The Nukhul Formation shows a challenge in determining the reservoir rock type, reservoir quality, and the variation of quality along Younis field and Gulf of Suez using the conventional subsurface logging. Applying the advanced image logs was able to differentiate the reservoir facies and provide a better understanding the reservoir properties of the studied carbonate section.

The main conclusion from this work is the following:

  • Petrology of the drilling ditch cutting of six wells along the Younis field found two facies, namely Facies A and Facies B. According to petrographic analysis, four main pore types have been identified: interparticle, intraparticle, intercrystalline, and vuggy.

  • Dolomitization, calcite cementation, dissolution, and fracturing commonly exert a considerable impact on the carbonate reservoir quality. The dolomitization and tectonics propagated during the initiation stage of Suez rifting have a positive impact on reservoir development.

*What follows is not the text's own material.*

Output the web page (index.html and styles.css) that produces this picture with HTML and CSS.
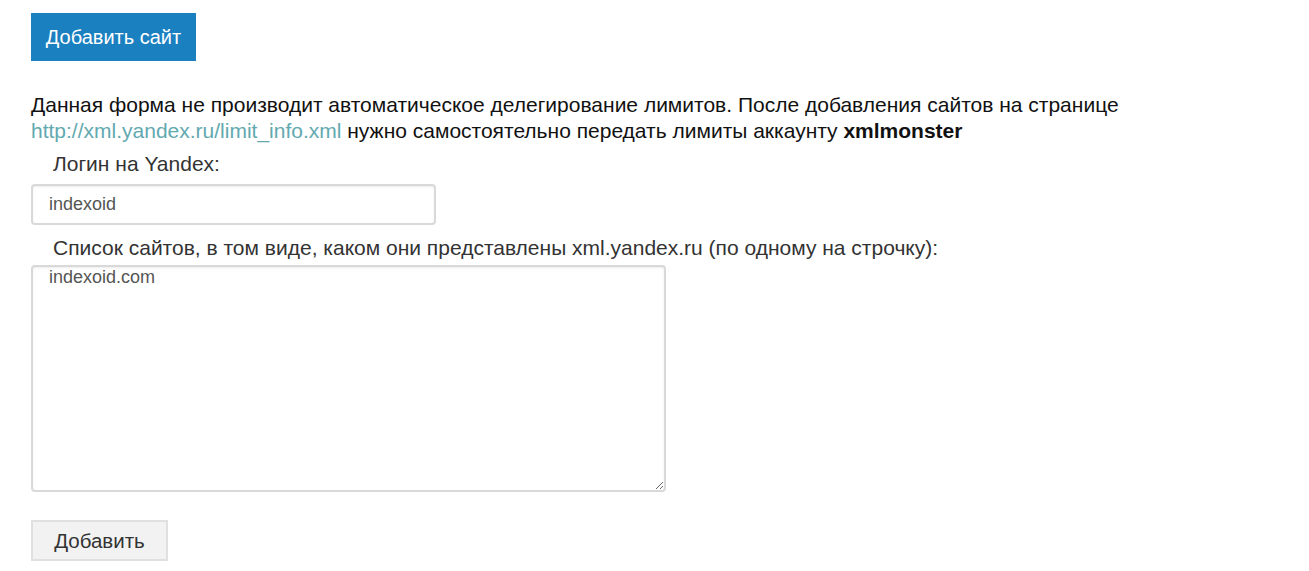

  • Integration of petrology with nuclear magnetic resonance (NMR) tool and high-resolution microresistivity acoustic imaging tools addressed hydrocarbon potential and overcame the challenge of distinguishing between various secondary porosities (i.e., vuggy and fractures).

  • Zone 1 and zone 2 in the West block of Younis Field show initial pressure and isolation from the main Younis Field block, which has a very high permeability reservoir in lower Rudeis sandstone. Integrating all the techniques reveals that zone 2 is the produced zone, which is separated from zones 3 and 4 by a permeability barrier layer of mudstone. The detection of a drainage area of 500 m in zone 2 from the point of communication with the main field and a sealed fault found a STOIIP of 15–20 million barrels of oil.

  • The Nukhul has the potential to act as a syntectonic karistified carbonate reservoirs in neighboring areas, where it deserves further exploration in the basin.